## Short problem
Scan the listing below. Report each line that includes "styles".
##### Input
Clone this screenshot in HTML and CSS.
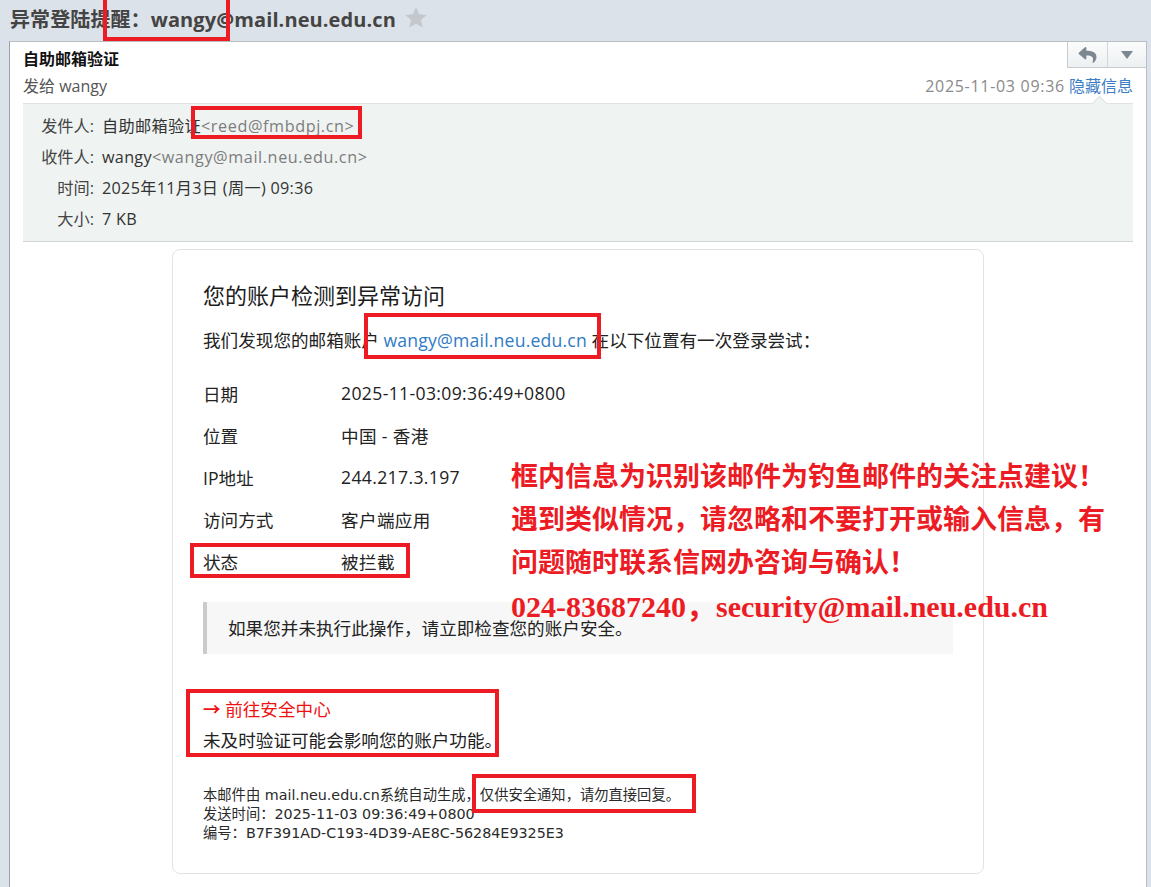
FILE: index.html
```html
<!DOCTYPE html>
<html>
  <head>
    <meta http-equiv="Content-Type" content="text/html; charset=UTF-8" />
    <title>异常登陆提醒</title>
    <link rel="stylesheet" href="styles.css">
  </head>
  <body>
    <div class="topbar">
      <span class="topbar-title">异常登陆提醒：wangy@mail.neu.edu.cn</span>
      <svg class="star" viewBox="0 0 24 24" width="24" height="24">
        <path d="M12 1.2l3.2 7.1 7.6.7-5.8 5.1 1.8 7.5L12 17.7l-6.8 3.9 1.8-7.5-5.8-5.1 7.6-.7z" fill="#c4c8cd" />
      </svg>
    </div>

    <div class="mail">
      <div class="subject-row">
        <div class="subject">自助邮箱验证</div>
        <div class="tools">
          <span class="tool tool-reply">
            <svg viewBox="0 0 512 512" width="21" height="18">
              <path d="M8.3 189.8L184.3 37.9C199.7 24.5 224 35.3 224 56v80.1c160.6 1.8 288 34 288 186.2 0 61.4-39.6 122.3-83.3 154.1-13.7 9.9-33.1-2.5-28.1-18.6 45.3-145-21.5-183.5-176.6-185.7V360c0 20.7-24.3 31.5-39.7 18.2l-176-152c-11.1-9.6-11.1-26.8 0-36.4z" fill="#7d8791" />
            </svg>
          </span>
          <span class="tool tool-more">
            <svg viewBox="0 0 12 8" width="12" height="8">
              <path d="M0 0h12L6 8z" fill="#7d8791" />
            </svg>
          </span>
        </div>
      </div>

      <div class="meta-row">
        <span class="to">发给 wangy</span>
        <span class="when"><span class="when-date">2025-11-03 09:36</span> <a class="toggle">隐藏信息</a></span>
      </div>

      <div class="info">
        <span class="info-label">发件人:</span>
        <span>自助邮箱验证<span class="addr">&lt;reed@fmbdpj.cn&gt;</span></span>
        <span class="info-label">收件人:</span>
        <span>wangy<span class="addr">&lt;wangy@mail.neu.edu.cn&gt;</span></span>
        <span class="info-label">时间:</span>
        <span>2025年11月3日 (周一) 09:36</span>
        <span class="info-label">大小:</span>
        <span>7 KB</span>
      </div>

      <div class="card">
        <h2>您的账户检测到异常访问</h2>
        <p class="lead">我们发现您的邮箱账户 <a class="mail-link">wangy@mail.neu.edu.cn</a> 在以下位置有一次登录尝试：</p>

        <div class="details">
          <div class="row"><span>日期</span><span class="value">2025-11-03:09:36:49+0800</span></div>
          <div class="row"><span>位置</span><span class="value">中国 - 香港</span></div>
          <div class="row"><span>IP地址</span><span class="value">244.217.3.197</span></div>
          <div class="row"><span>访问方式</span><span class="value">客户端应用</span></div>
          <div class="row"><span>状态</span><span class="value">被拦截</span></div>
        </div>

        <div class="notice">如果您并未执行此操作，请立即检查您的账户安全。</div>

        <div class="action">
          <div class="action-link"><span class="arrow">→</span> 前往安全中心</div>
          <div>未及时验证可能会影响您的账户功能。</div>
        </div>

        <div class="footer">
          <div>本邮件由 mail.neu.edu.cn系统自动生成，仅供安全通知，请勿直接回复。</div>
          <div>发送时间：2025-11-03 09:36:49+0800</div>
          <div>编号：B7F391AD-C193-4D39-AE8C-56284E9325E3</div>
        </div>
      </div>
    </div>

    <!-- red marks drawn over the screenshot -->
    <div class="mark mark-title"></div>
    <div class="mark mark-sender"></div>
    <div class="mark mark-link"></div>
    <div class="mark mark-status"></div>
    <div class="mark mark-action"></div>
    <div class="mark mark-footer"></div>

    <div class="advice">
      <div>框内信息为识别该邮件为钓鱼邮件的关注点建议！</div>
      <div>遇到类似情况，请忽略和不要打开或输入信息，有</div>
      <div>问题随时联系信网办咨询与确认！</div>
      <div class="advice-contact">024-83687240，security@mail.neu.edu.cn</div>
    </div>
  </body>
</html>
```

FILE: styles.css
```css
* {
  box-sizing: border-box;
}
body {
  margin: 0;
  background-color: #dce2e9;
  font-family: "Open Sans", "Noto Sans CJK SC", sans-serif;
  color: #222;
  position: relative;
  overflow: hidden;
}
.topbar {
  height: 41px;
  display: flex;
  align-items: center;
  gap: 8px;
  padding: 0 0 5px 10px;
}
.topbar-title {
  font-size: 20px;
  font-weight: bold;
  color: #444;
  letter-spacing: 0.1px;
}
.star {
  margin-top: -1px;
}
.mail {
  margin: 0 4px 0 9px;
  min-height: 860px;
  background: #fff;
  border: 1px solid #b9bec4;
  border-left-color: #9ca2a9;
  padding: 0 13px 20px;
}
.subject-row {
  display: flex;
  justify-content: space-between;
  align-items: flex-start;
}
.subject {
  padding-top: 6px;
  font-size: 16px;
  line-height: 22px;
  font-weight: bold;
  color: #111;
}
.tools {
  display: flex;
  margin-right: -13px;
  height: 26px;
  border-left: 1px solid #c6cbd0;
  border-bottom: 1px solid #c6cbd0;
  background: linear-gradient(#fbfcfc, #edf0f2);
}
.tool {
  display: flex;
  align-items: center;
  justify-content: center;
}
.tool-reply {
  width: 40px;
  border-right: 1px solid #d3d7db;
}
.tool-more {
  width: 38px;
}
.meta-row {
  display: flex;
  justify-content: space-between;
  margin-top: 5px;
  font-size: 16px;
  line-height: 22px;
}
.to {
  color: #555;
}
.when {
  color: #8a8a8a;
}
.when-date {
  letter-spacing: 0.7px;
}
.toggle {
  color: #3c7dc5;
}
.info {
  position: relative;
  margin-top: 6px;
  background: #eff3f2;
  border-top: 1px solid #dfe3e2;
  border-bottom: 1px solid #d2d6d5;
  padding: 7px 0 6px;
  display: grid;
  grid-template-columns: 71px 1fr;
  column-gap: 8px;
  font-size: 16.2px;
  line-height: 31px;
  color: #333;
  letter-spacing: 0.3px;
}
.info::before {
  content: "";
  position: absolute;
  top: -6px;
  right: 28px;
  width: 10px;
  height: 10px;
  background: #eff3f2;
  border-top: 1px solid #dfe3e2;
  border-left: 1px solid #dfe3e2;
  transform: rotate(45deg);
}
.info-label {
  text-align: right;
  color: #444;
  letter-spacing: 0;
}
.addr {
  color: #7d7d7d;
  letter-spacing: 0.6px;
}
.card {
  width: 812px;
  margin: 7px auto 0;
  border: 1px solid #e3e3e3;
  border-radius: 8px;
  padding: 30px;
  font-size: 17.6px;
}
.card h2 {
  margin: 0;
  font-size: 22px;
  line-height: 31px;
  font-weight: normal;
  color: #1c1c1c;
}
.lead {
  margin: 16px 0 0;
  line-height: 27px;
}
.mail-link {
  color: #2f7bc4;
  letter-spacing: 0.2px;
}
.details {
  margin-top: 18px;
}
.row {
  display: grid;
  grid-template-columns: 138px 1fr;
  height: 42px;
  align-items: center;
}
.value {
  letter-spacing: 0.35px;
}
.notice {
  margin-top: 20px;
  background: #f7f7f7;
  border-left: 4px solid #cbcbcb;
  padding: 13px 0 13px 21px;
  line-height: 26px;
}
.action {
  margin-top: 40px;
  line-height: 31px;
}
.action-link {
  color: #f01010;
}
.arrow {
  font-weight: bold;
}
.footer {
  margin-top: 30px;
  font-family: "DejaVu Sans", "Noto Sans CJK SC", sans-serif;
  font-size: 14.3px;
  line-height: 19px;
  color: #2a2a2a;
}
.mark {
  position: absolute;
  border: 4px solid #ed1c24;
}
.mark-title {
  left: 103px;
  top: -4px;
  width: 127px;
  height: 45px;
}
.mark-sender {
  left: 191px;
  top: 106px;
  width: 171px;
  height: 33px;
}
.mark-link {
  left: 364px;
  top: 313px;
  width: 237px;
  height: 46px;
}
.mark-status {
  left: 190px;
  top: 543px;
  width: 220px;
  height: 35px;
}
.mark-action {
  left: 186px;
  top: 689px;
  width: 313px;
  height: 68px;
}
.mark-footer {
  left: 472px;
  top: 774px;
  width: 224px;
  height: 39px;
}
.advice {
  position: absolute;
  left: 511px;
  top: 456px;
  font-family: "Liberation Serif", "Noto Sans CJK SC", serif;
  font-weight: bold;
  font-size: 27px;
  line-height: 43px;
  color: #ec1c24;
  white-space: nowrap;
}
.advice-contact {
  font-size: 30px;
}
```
##########
##### Input
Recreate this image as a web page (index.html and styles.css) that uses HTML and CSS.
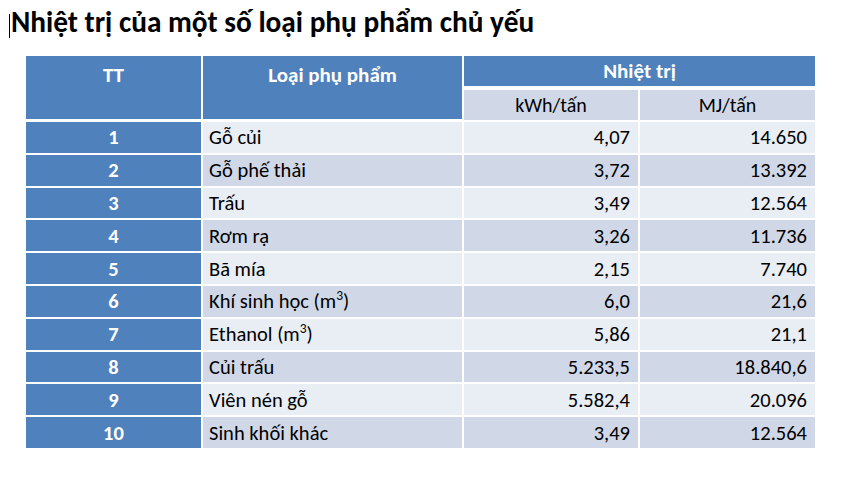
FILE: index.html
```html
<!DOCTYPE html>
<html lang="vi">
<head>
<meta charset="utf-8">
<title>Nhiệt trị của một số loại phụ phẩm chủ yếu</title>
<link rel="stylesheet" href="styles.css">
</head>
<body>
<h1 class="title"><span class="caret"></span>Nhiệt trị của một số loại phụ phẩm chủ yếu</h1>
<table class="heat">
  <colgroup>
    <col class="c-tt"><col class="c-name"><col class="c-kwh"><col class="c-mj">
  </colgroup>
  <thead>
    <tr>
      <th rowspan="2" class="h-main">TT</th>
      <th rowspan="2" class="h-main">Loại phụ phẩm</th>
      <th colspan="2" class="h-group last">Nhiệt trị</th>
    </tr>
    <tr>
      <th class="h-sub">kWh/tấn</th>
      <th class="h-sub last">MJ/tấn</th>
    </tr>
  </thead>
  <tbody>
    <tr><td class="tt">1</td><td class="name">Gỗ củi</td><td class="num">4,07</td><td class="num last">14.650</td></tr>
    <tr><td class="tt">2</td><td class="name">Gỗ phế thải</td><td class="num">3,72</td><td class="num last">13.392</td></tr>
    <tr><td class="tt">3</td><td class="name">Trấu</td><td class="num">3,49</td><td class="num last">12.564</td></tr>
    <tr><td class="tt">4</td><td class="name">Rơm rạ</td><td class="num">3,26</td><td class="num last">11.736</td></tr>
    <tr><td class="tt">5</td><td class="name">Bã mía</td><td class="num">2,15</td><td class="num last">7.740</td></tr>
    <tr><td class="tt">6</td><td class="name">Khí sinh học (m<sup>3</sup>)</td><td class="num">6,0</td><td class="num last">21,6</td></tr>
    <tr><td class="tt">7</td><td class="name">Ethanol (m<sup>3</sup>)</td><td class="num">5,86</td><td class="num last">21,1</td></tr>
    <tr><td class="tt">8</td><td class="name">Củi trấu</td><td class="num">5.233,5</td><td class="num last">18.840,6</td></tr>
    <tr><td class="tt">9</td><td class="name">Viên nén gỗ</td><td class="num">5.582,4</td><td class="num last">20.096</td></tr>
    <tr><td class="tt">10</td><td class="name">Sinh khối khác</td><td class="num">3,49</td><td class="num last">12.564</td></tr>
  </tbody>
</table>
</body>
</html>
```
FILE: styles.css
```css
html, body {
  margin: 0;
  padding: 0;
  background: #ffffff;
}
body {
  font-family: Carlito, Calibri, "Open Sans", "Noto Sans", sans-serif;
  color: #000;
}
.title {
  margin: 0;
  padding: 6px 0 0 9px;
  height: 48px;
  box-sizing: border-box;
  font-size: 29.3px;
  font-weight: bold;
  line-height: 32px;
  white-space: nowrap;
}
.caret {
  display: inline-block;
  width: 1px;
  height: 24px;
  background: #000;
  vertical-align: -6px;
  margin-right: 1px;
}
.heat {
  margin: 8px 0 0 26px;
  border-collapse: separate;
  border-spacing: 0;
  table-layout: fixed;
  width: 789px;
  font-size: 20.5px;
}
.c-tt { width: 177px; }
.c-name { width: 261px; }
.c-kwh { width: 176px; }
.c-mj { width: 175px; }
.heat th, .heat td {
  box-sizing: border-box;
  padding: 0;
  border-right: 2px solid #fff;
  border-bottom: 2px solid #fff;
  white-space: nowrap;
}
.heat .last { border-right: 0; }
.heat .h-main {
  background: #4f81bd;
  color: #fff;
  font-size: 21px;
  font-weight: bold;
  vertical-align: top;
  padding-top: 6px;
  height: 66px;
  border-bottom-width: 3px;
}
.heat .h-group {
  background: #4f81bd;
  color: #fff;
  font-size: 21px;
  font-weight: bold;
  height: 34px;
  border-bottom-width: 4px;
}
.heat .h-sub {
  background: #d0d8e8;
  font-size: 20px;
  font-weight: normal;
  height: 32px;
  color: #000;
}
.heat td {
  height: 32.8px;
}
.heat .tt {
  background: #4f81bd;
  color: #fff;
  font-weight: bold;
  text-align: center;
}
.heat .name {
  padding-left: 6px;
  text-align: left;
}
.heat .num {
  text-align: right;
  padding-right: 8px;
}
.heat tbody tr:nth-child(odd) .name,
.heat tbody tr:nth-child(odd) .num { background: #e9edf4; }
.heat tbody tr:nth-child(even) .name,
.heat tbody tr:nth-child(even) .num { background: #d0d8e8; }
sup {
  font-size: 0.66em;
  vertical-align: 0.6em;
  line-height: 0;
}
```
##########
## Written response
    <link rel="stylesheet" href="styles.css">
FILE: styles.css
Recreate this image as a web page (index.html and styles.css) that uses HTML and CSS.
<link rel="stylesheet" href="styles.css">
FILE: styles.css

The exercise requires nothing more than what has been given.